• Task statement:
Wherever the string "that" appears, copy the whole line.

• Material:
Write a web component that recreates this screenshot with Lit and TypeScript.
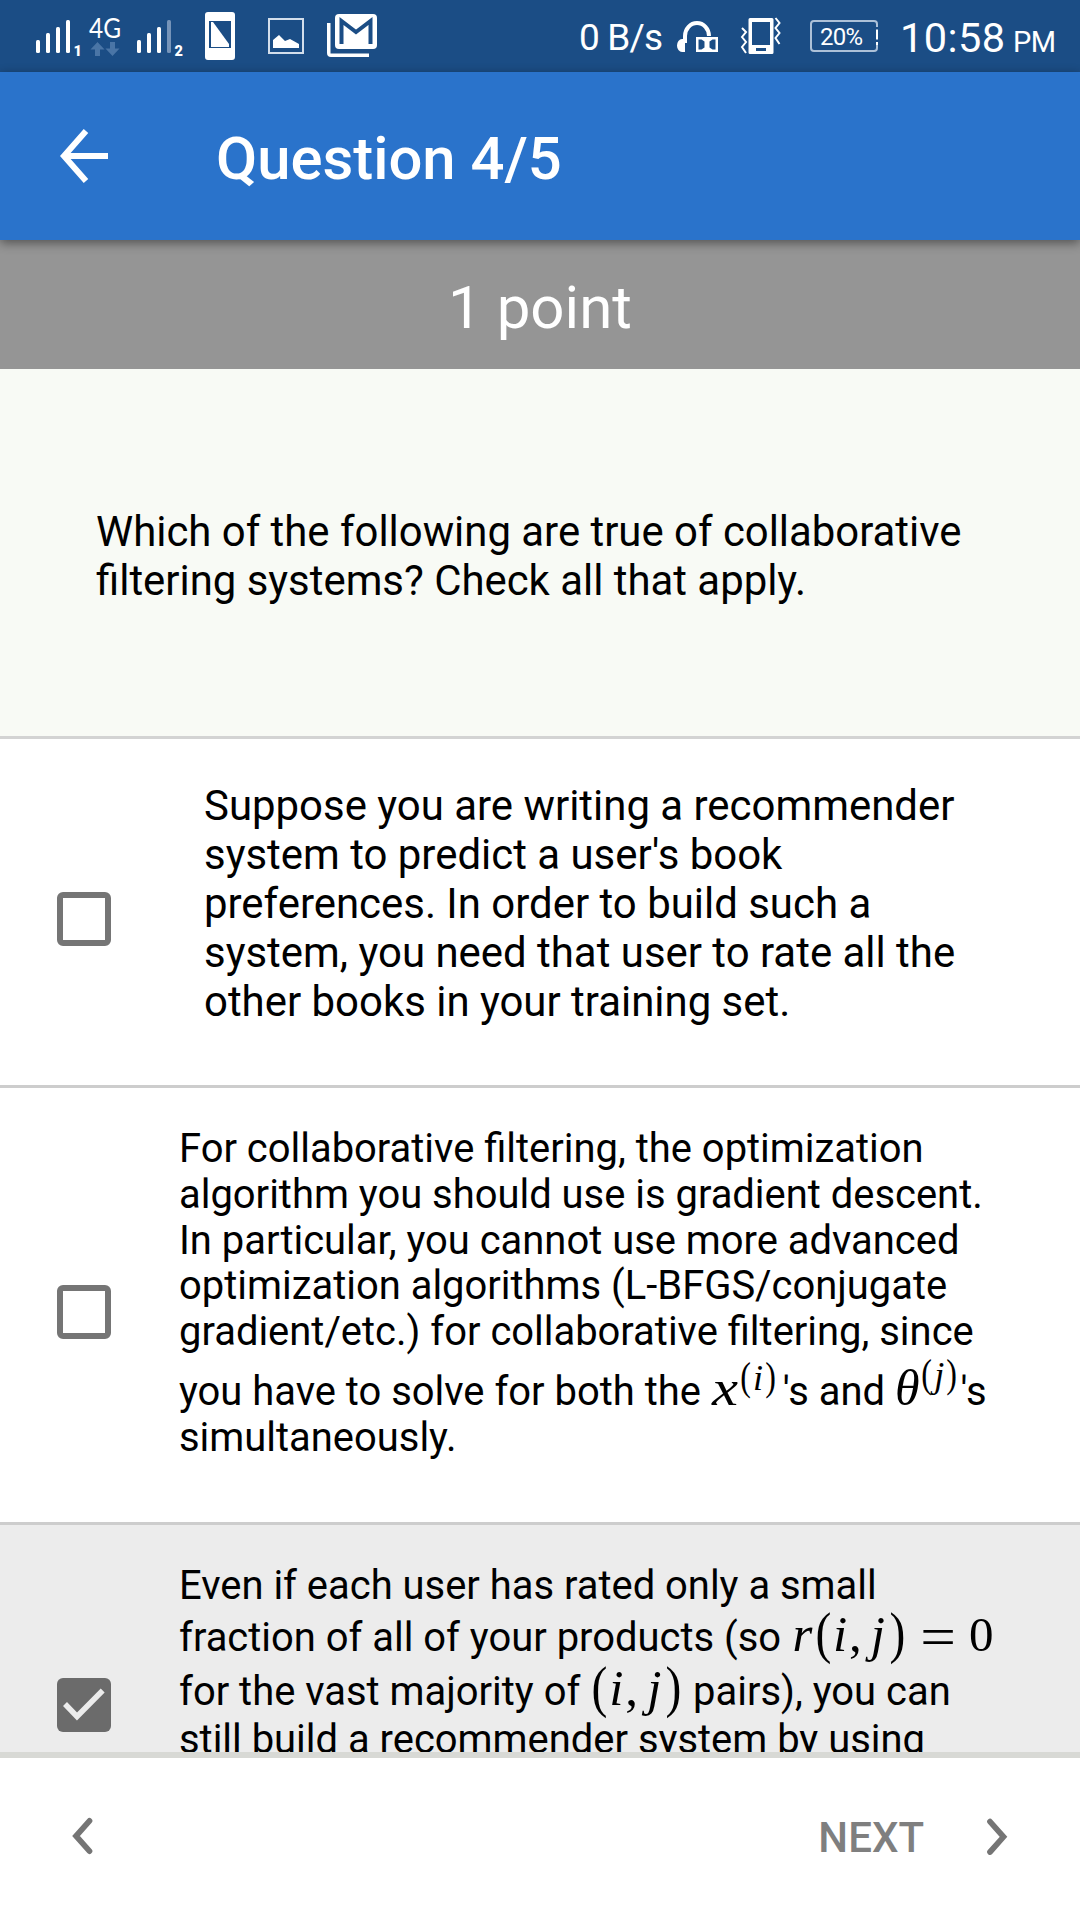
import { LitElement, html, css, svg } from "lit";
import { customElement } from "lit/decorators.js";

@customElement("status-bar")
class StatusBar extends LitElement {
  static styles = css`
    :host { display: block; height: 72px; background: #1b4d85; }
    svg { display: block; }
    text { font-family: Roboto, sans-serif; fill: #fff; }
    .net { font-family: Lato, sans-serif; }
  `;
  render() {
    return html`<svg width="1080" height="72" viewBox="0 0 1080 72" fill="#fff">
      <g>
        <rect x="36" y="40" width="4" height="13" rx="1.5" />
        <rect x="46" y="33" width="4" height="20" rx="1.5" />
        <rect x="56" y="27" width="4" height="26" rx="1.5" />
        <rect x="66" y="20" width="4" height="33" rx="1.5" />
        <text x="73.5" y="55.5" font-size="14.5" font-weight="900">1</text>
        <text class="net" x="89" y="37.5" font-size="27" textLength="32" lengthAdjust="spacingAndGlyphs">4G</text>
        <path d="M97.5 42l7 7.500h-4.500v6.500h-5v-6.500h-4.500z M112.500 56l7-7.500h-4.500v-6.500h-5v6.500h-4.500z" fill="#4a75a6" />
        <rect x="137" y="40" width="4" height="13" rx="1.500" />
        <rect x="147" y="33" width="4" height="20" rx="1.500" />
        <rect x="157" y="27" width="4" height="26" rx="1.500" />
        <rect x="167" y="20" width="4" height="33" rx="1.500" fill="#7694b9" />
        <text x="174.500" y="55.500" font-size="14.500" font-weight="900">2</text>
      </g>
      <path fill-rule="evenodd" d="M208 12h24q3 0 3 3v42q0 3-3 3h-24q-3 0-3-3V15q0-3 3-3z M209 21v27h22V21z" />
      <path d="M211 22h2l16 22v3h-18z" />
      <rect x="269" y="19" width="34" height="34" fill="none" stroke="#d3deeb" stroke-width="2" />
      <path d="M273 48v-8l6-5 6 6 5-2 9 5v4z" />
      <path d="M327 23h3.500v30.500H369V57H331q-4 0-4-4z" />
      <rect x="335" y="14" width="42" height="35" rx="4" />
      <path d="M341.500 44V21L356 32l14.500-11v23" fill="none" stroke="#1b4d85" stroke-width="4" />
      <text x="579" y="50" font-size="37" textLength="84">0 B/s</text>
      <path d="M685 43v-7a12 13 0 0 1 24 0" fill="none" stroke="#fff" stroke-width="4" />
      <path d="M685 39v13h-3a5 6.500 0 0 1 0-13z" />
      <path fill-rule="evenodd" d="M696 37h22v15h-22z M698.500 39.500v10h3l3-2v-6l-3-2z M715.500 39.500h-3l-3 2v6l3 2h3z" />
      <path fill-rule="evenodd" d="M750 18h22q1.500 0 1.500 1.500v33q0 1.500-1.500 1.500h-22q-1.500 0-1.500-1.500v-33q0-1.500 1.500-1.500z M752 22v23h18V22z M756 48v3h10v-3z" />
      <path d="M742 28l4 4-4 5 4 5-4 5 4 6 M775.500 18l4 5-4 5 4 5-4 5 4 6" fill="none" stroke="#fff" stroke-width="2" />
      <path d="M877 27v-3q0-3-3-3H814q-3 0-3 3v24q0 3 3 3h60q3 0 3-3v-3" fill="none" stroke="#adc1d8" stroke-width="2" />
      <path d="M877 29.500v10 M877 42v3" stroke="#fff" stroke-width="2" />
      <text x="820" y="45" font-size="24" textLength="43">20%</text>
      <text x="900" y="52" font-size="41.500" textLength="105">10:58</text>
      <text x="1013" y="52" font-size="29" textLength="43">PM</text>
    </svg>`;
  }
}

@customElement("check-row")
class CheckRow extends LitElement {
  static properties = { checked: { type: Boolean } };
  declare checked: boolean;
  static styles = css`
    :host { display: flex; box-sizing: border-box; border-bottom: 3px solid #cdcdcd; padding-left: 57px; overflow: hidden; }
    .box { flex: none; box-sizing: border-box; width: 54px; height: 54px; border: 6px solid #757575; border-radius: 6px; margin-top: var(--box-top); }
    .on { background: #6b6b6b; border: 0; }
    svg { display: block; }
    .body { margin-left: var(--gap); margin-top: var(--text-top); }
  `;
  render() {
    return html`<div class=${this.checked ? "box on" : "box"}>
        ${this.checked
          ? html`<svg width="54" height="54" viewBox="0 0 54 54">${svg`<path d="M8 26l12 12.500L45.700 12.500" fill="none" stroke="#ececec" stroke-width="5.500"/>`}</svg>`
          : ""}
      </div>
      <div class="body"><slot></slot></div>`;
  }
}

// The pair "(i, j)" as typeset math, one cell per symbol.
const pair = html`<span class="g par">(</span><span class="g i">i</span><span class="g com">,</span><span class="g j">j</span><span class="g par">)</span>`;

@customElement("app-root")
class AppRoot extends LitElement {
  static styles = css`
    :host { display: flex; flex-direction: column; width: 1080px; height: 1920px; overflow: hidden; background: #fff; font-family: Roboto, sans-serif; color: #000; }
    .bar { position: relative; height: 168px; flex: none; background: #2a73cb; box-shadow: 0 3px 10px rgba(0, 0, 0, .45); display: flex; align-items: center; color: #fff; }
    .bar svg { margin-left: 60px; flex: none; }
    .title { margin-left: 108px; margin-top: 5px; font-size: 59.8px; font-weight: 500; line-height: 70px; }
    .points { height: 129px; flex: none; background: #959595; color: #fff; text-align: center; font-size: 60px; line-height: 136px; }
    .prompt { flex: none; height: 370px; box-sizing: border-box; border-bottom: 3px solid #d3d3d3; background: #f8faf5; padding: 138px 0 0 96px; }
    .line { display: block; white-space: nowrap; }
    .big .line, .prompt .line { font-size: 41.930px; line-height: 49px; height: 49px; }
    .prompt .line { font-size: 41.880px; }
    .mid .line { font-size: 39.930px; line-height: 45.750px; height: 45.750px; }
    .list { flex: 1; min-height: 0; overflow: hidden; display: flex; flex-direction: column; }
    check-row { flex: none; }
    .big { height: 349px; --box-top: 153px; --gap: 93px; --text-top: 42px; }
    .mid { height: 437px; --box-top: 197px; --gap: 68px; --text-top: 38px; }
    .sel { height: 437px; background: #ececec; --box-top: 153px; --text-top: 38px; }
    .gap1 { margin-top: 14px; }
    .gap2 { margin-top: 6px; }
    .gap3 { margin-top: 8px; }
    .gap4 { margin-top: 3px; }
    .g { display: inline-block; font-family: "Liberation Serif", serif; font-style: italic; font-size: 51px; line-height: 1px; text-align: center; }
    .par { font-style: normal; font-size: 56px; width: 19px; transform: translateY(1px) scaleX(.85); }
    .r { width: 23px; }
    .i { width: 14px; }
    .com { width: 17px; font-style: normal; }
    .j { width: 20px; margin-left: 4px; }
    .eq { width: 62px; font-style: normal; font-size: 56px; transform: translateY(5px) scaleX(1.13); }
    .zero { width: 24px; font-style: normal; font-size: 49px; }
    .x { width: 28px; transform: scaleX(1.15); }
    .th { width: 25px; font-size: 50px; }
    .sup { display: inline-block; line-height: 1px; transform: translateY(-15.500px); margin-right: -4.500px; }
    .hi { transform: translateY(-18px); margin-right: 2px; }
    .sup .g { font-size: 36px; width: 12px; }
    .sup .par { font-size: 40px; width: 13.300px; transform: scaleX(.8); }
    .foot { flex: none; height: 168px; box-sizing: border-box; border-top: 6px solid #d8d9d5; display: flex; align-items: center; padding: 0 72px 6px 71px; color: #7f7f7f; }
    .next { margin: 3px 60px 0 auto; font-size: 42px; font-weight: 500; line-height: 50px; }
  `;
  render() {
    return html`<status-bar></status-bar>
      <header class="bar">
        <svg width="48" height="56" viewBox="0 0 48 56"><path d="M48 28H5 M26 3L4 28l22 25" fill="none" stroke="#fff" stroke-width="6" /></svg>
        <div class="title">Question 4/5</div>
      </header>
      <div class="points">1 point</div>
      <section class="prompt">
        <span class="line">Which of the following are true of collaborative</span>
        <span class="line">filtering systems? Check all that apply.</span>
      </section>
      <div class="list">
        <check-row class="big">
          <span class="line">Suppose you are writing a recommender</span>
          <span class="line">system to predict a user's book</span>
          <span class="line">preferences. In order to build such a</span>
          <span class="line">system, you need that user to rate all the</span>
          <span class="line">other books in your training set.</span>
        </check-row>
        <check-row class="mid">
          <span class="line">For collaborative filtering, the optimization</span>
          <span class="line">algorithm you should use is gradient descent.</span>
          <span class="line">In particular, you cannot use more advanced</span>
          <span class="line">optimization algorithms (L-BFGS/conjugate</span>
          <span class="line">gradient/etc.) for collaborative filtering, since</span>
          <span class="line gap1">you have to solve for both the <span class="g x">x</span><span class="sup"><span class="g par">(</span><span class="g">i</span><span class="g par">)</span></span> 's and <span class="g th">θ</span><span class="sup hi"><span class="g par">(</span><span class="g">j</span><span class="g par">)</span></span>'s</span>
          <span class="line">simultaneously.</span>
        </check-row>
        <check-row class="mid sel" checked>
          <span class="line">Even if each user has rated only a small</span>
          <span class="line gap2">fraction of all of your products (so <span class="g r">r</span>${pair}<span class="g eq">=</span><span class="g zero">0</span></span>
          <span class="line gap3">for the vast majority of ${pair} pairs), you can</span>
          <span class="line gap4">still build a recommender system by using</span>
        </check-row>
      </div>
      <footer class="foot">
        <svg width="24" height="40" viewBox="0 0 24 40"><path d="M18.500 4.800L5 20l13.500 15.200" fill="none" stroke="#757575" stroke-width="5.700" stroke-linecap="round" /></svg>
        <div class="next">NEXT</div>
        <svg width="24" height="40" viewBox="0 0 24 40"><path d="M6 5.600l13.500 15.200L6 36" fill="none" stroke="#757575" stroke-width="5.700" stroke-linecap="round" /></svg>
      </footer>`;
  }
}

• The response:
Write a web component that recreates this screenshot with Lit and TypeScript.
        <span class="line">filtering systems? Check all that apply.</span>
          <span class="line">system, you need that user to rate all the</span>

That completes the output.